What's bad: this is a 'watch how we do it and listen to the reasons why' methodology, rather than a 'this is how we did this, now it's your turn' kind of book. It's the latter I need, not the former. Reading and understanding how someone else built an arbitrary bit of code to demonstrate a concept is one thing. Actually employing those concepts in a novel project is another.
I read the first few chapters of this book and thought 'Yup, I got that', but then couldn't remember what I'd read later on because the book doesn't give opportunities to practice on your own, to struggle with the concepts and to fix them in your long-term memory. I've found the Kochan book does much better at that, giving the reader plenty of exercises at the end of each chapter.
Another irritant with this book is it claims you should know C first, which I do. However, at times the book proceeds to waste page space talking at length in baby-language about basic programming concepts that any C programmer will already know.

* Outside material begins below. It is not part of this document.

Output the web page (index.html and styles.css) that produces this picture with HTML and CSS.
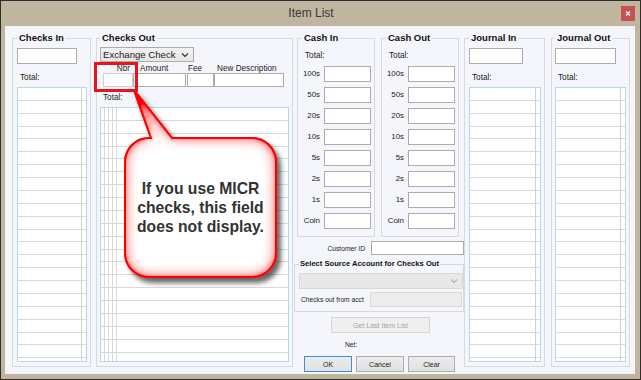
FILE: index.html
```html
<!DOCTYPE html>
<html lang="en">
<head>
    <meta charset="UTF-8">
    <title>Item List</title>
    <link rel="stylesheet" href="styles.css">
</head>
<body>
    <div class="window">
        <div class="titlebar">
            <span class="title">Item List</span>
            <span class="close">
                <svg width="14" height="15" viewBox="0 0 14 15"><path d="M5 5.5 L9 9.5 M9 5.5 L5 9.5" stroke="#fff" stroke-width="1.3"/></svg>
            </span>
        </div>

        <div class="client">
            <fieldset class="group checks-in">
                <legend>Checks In</legend>
                <div class="input in-box"></div>
                <div class="label total">Total:</div>
                <div class="list"></div>
            </fieldset>

            <fieldset class="group checks-out">
                <legend>Checks Out</legend>
                <div class="combo">
                    <span>Exchange Check</span>
                    <svg width="8" height="6" viewBox="0 0 8 6"><path d="M1 1.5 L4 4.5 L7 1.5" fill="none" stroke="#333" stroke-width="1.2"/></svg>
                </div>
                <div class="entry">
                    <div class="field f-nbr"><span class="label">Nbr</span><div class="input soft"></div></div>
                    <div class="field f-amount"><span class="label">Amount</span><div class="input"></div></div>
                    <div class="field f-fee"><span class="label">Fee</span><div class="input"></div></div>
                    <div class="field f-desc"><span class="label">New Description</span><div class="input"></div></div>
                </div>
                <div class="label total out-total">Total:</div>
                <div class="grid"></div>
            </fieldset>

            <div class="middle">
                <div class="cash-row">
                    <fieldset class="group cash">
                        <legend>Cash In</legend>
                        <div class="label cash-total">Total:</div>
                        <div class="denom"><span>100s</span><div class="input"></div></div>
                        <div class="denom"><span>50s</span><div class="input"></div></div>
                        <div class="denom"><span>20s</span><div class="input"></div></div>
                        <div class="denom"><span>10s</span><div class="input"></div></div>
                        <div class="denom"><span>5s</span><div class="input"></div></div>
                        <div class="denom"><span>2s</span><div class="input"></div></div>
                        <div class="denom"><span>1s</span><div class="input"></div></div>
                        <div class="denom"><span>Coin</span><div class="input"></div></div>
                    </fieldset>
                    <fieldset class="group cash">
                        <legend>Cash Out</legend>
                        <div class="label cash-total">Total:</div>
                        <div class="denom"><span>100s</span><div class="input"></div></div>
                        <div class="denom"><span>50s</span><div class="input"></div></div>
                        <div class="denom"><span>20s</span><div class="input"></div></div>
                        <div class="denom"><span>10s</span><div class="input"></div></div>
                        <div class="denom"><span>5s</span><div class="input"></div></div>
                        <div class="denom"><span>2s</span><div class="input"></div></div>
                        <div class="denom"><span>1s</span><div class="input"></div></div>
                        <div class="denom"><span>Coin</span><div class="input"></div></div>
                    </fieldset>
                </div>

                <div class="customer">
                    <span class="small">Customer ID</span>
                    <div class="input customer-box"></div>
                </div>

                <fieldset class="group source">
                    <legend>Select Source Account for Checks Out</legend>
                    <div class="combo disabled">
                        <svg width="8" height="6" viewBox="0 0 8 6"><path d="M1 1.5 L4 4.5 L7 1.5" fill="none" stroke="#b5b5b5" stroke-width="1.2"/></svg>
                    </div>
                    <div class="acct">
                        <span class="small">Checks out from acct</span>
                        <div class="input disabled acct-box"></div>
                    </div>
                </fieldset>

                <div class="btn btn-disabled get-last">Get Last Item List</div>
                <div class="small net">Net:</div>
                <div class="buttons">
                    <div class="btn btn-default">OK</div>
                    <div class="btn">Cancel</div>
                    <div class="btn btn-clear">Clear</div>
                </div>
            </div>

            <fieldset class="group journal journal-in">
                <legend>Journal In</legend>
                <div class="input j-box"></div>
                <div class="label total">Total:</div>
                <div class="list"></div>
            </fieldset>

            <fieldset class="group journal journal-out">
                <legend>Journal Out</legend>
                <div class="input j-box"></div>
                <div class="label total">Total:</div>
                <div class="list"></div>
            </fieldset>
        </div>

        <!-- callout annotation drawn over the form -->
        <svg class="annotation" width="641" height="380" viewBox="0 0 641 380">
            <defs>
                <filter id="bubble" x="-15%" y="-10%" width="135%" height="125%">
                    <feGaussianBlur in="SourceAlpha" stdDeviation="2.5" result="sb"/>
                    <feOffset in="sb" dx="4" dy="5" result="so"/>
                    <feFlood flood-color="#000" flood-opacity="0.6"/>
                    <feComposite in2="so" operator="in" result="shadow"/>
                    <feComponentTransfer in="SourceAlpha" result="inv">
                        <feFuncA type="table" tableValues="1 0"/>
                    </feComponentTransfer>
                    <feGaussianBlur in="inv" stdDeviation="7" result="ib0"/>
                    <feComponentTransfer in="ib0" result="ib">
                        <feFuncA type="linear" slope="1.7"/>
                    </feComponentTransfer>
                    <feFlood flood-color="#ff0000"/>
                    <feComposite in2="ib" operator="in" result="glow"/>
                    <feComposite in="glow" in2="SourceAlpha" operator="in" result="inner"/>
                    <feMerge>
                        <feMergeNode in="shadow"/>
                        <feMergeNode in="SourceGraphic"/>
                        <feMergeNode in="inner"/>
                    </feMerge>
                </filter>
            </defs>
            <path filter="url(#bubble)" fill="#fff" stroke="#f00" stroke-width="2"
                  d="M151 138 L134 90 L172 138 H252 A24 24 0 0 1 276 162 V253 A24 24 0 0 1 252 277 H149 A24 24 0 0 1 125 253 V162 A24 24 0 0 1 149 138 Z"/>
            <rect x="95.5" y="63.5" width="41" height="27" fill="none" stroke="#e8141c" stroke-width="3"/>
        </svg>
        <div class="callout-text">If you use MICR<br>checks, this field<br>does not display.</div>
    </div>
</body>
</html>
```

FILE: styles.css
```css
* {
    box-sizing: border-box;
}
body {
    margin: 0;
    font-family: "Liberation Sans", Arial, sans-serif;
    font-size: 8.2px;
    color: #1c1c1c;
}
.window {
    position: relative;
    width: 641px;
    height: 380px;
    border: 1px solid #2e2e2e;
    background-color: #c0b59e;
    display: flex;
    flex-direction: column;
}
.titlebar {
    height: 25px;
    display: flex;
    align-items: flex-start;
}
.title {
    flex: 1;
    text-align: center;
    font-size: 12px;
    line-height: 25px;
    color: #383838;
}
.close {
    width: 14px;
    height: 15px;
    margin: 5px 5px 0 0;
    background-color: #c75050;
    display: flex;
}
.client {
    height: 348px;
    margin: 0 5px 5px 4px;
    padding: 6px 0 0 7px;
    background-color: #f4f6fb;
    display: flex;
    align-items: flex-start;
}

/* group boxes */
.group {
    margin: 0;
    min-width: 0;
    border: 1px solid #d6dae0;
    padding: 0 3px 4px 4px;
}
.group legend {
    padding: 0 2px;
    font-size: 9.5px;
    font-weight: bold;
    line-height: 12px;
    color: #111;
}
.label {
    display: block;
    line-height: 12px;
}
.total {
    margin-top: 8px;
    padding-left: 3px;
}
.small {
    font-size: 6.7px;
    color: #222;
}
.input {
    background-color: #fff;
    border: 1px solid #acacac;
    height: 16px;
}
.input.soft {
    border-color: #cfd1d4;
}
.input.disabled {
    background-color: #ececec;
    border-color: #d9d9d9;
}

/* list boxes */
.list {
    margin-top: 3px;
    height: 275px;
    border: 1px solid #b6d8ea;
    background-color: #fff;
    background-image:
        linear-gradient(to right, transparent calc(100% - 5px), #cdd3d0 calc(100% - 5px), #cdd3d0 calc(100% - 4px), transparent calc(100% - 4px)),
        repeating-linear-gradient(to bottom, transparent 0, transparent 11.87px, #d9d9d9 11.87px, #d9d9d9 12.87px);
}

/* checks in */
.checks-in {
    width: 79px;
}
.in-box {
    margin-top: 4px;
    width: 60px;
}

/* checks out */
.checks-out {
    width: 197px;
    margin-left: 5px;
    padding-left: 3px;
}
.combo {
    margin-top: 3px;
    width: 94px;
    height: 15px;
    border: 1px solid #acacac;
    background: linear-gradient(#f2f2f2, #e6e6e6);
    display: flex;
    align-items: center;
    justify-content: space-between;
    padding: 0 4px 0 2px;
    font-size: 9.6px;
}
.entry {
    margin-top: 3px;
    display: flex;
}
.field {
    display: flex;
    flex-direction: column;
}
.field .label {
    line-height: 8px;
    height: 8px;
    white-space: nowrap;
}
.field .input {
    height: 14px;
}
.f-nbr {
    width: 30px;
    margin-left: 3px;
}
.f-nbr .label {
    text-align: right;
    padding-right: 3px;
}
.f-amount {
    width: 53px;
}
.f-amount .label {
    padding-left: 7px;
}
.f-fee {
    width: 27px;
    margin-left: 1px;
}
.f-fee .label {
    padding-left: 1px;
}
.f-desc {
    width: 70px;
}
.f-desc .label {
    padding-left: 3px;
}
.out-total {
    margin-top: 5px;
}
.grid {
    margin-top: 3px;
    height: 255px;
    border: 1px solid #b6d8ea;
    background-color: #fff;
    background-image:
        linear-gradient(to right, transparent 3px, #d8d8d8 3px 4px, transparent 4px 7px, #d8d8d8 7px 8px, transparent 8px 11px, #d8d8d8 11px 12px, transparent 12px 15px, #d8d8d8 15px 16px, transparent 16px),
        repeating-linear-gradient(to bottom, transparent 0, transparent 11.87px, #d9d9d9 11.87px, #d9d9d9 12.87px);
}

/* middle column */
.middle {
    width: 170px;
    margin-left: 1px;
    display: flex;
    flex-direction: column;
}
.cash-row {
    display: flex;
    gap: 6px;
    margin-left: 3px;
}
.cash {
    width: 78px;
    padding-bottom: 7px;
}
.cash-total {
    margin-top: 6px;
    padding-left: 3px;
    margin-bottom: 4px;
}
.denom {
    display: flex;
    gap: 4px;
    height: 16px;
    margin-bottom: 5px;
}
.denom:last-child {
    margin-bottom: 0;
}
.denom span {
    width: 18px;
    text-align: right;
    line-height: 16px;
    font-size: 7.9px;
}
.denom .input {
    width: 47px;
}
.customer {
    margin-top: 4px;
    display: flex;
    justify-content: flex-end;
    align-items: center;
    gap: 6px;
}
.customer-box {
    width: 93px;
    height: 14px;
}
.source {
    margin-top: 4px;
    padding: 0 1px 4px 4px;
}
.source legend {
    font-size: 7.6px;
    line-height: 10px;
    padding: 0 1px;
}
.combo.disabled {
    margin-top: 4px;
    width: 164px;
    height: 16px;
    background: #e8e8e8;
    border-color: #d9d9d9;
    justify-content: flex-end;
}
.acct {
    margin-top: 3px;
    display: flex;
    align-items: center;
    justify-content: space-between;
    padding-left: 2px;
}
.acct-box {
    width: 92px;
    height: 15px;
}
.btn {
    height: 16px;
    border: 1px solid #adadad;
    background: linear-gradient(#ececec, #e0e0e0);
    font-size: 7px;
    display: flex;
    align-items: center;
    justify-content: center;
    color: #1c1c1c;
}
.btn-disabled {
    background: #efefef;
    border-color: #d5d5d5;
    color: #a3a3a3;
}
.get-last {
    margin: 5px 0 0 37px;
    width: 99px;
}
.net {
    margin: 7px 0 0 51px;
    line-height: 10px;
}
.buttons {
    margin: 6px 0 0 10px;
    display: flex;
    gap: 4px;
}
.buttons .btn {
    width: 48px;
}
.buttons .btn-clear {
    width: 47px;
}
.btn-default {
    border-color: #3c8fd8;
}

/* journals */
.journal-in {
    width: 81px;
}
.journal-out {
    width: 79px;
    margin-left: 6px;
    padding-left: 3px;
}
.j-box {
    margin-top: 4px;
    width: 54px;
}
.journal-out .j-box {
    width: 61px;
}

/* annotation */
.annotation {
    position: absolute;
    left: -1px;
    top: -1px;
    pointer-events: none;
}
.callout-text {
    position: absolute;
    left: 124px;
    top: 137px;
    width: 151px;
    height: 139px;
    display: flex;
    align-items: center;
    justify-content: center;
    text-align: center;
    font-size: 15.7px;
    font-weight: bold;
    line-height: 19px;
    color: #333;
}
```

Worse, it then leaves some new Obj-C concepts under-explained. I bought the book for exposition of the latter, not the former.
When I've finished the Kochan book, I may come back to this to review/ check my understanding or use as a reference. As a book to learn from though, not so great. The authors should consider throwing in some exercises at the end of each chapter in the next edition.
You might catch a bug or two in this book. It references XCode 4 when you likely already have XCode 6 installed. Some of the newer language features and simplifications aren't documented in this older book. But for the important stuff that experienced developers need to know like Automatic Reference Counting (ARC), threading, and everything to know about how to design an Objective-C class - it's all here.
Complement this book with the BNR book on Objective-C Programming. Both books cover about the same stuff and fill in gaps between each other. But I like this book better since it doesn't waste time trying to reteach C programming.
The section on iOS is very out of date. From memory it refers to iOS 5 as the latest (iOS 8 has just been announced at the time of this review). Similar story with the OSX section, it's a couple of years old, which in computer terms is eons!
The bulk of the book on objective-c is still relevant and it has certainly helped me with my programing skills. It was a good next step from the "Learn C on the Mac" book that I read first.
I would recommend it if you're just getting started in Objective-C.
I began trying to learn Objective-C and Xcode from Apple's online material. Their stuff is good, a piece at a time, but I found I could not connect the pieces. Whenever I tried to write something on my own, I'd get stuck. When I found their topic that I thought would get me unstuck, it contained too many other things that I was not ready to understand.
Going through this book was a joy. The concepts are covered in a nice orderly way. When you get to new topic, you've been given what you need to understand it in what you already read. I especially liked the Memory Management chapter, both because of the way it is written and where it is placed in the ordering of chapters. I'm certain that I would have gotten it wrong in my own projects if I had not read it here. When I finished the chapter, I imagined the number of hours I could have wasted chasing memory leaks in my own code. (I'm certain I'll waste some anyway but I think I'll have an easier time finding them.)
Most new topics build on the same general project. I found that to be nice approach. It lets you focus directly on the newly introduced Objective-C topic using code that's mostly familiar.
Download the source code. There are a few (very few) instances where the code in the book is not quite right. I found no problems with the online code. Also, I have the Kindle version of the book and chapters 14, 15 and 16 are mis-ordered in a rather peculiar way. Finally, I am using Xcode 4.5.2. There are minor differences between it and the version used in the book but I'm an Xcode novice too and the differences caused no trouble at all.